Logistics firm Linfox has credited close partnerships with a handful of technology vendors for driving innovation in its supply chain, communications and mobile systems.

Inside Linfox's vendor-first innovation strategy
Linfox software on display at NICTA's Living Lab.

The Victorian company has about 18,500 staff and a fleet of 5000 vehicles across 10 Asia Pacific countries.

Its core IT team of 100 is based predominantly in Melbourne and led by chief information officer and supply chain president John Ansley, who also leads a business-facing supply chain team of 30.

Although Linfox’s desktop and data centre maintenance was outsourced to UXC in 2009, Ansley said a bulk of IT work remained with in-house warehouse management, transport management, integration and backoffice teams.

“We have one SAP implementation and add new customer sites to it,” he said, noting that Linfox typically spent eight to 16 weeks integrating its SAP platform with customer systems.

“In general, we’re rolling out a new SAP solution somewhere in Asia-Pac on a monthly basis; we’re just churning through these rollouts at an incredible rate.”

For strategic projects, however, Ansley said Linfox tended to lean on a handful of “high-value, tier one partners”, naming SAP, CDM, Motorola and Telstra as examples.

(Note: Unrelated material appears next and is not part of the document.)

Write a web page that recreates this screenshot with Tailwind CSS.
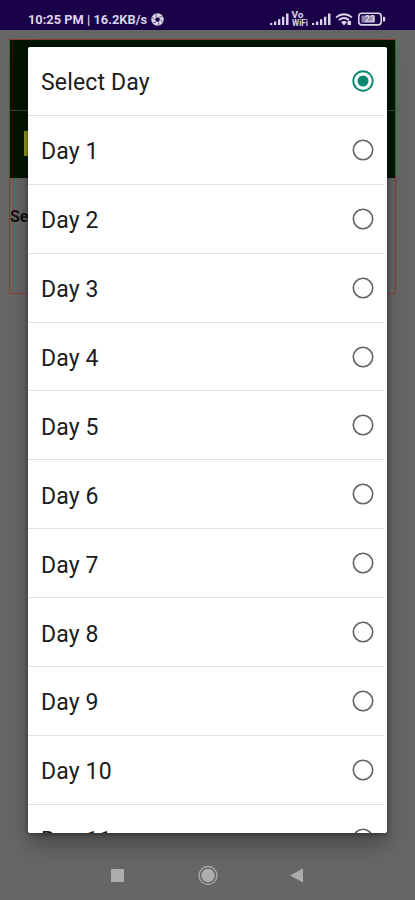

“Innovation comes from us going to our partners and explaining what we want and why, and them extending their product,” he said.

 

 

Last month, analyst firm Gartner told iTnews that organisations seeking “innovation” from their technology vendors should be prepared to invest about ten percent of their contract values on the relationship.

Ansley, a former SAP account manager, said Linfox had maintained a “very close relationship” with the German vendor since adopting an SAP financial system in 1999.

Over the past decade, Linfox has extended the SAP platform into HR, payroll and maintenance, replacing a range of disparate, legacy systems with a view to becoming a "wall-to-wall SAP house".

Ansley noted that Linfox’s transport and supply chain management systems staff often travelled internationally to work with SAP on projects.

Linfox has also participated in the SAP-NICTA Living Logistics Lab since its launch in February last year. Competing logistics firm DB Schenker struck a research deal with NICTA this May.

“A lot of people don’t invest the time in the relationship with their vendors … I treat the money that I spend with my vendors as an investment rather than view it as a cost,” he said.

“Just like if I’ve invested in shares or in property, I’m going to keep a fairly strong eye on things. If I’ve invested money in IT, I’m going to spend time with those people.

“If that means travelling to their head office, wherever that is in the world, I’m going to do that and sit down with them and make sure that I’m talking to the people who drive their strategic agenda so I understand where they’re going.”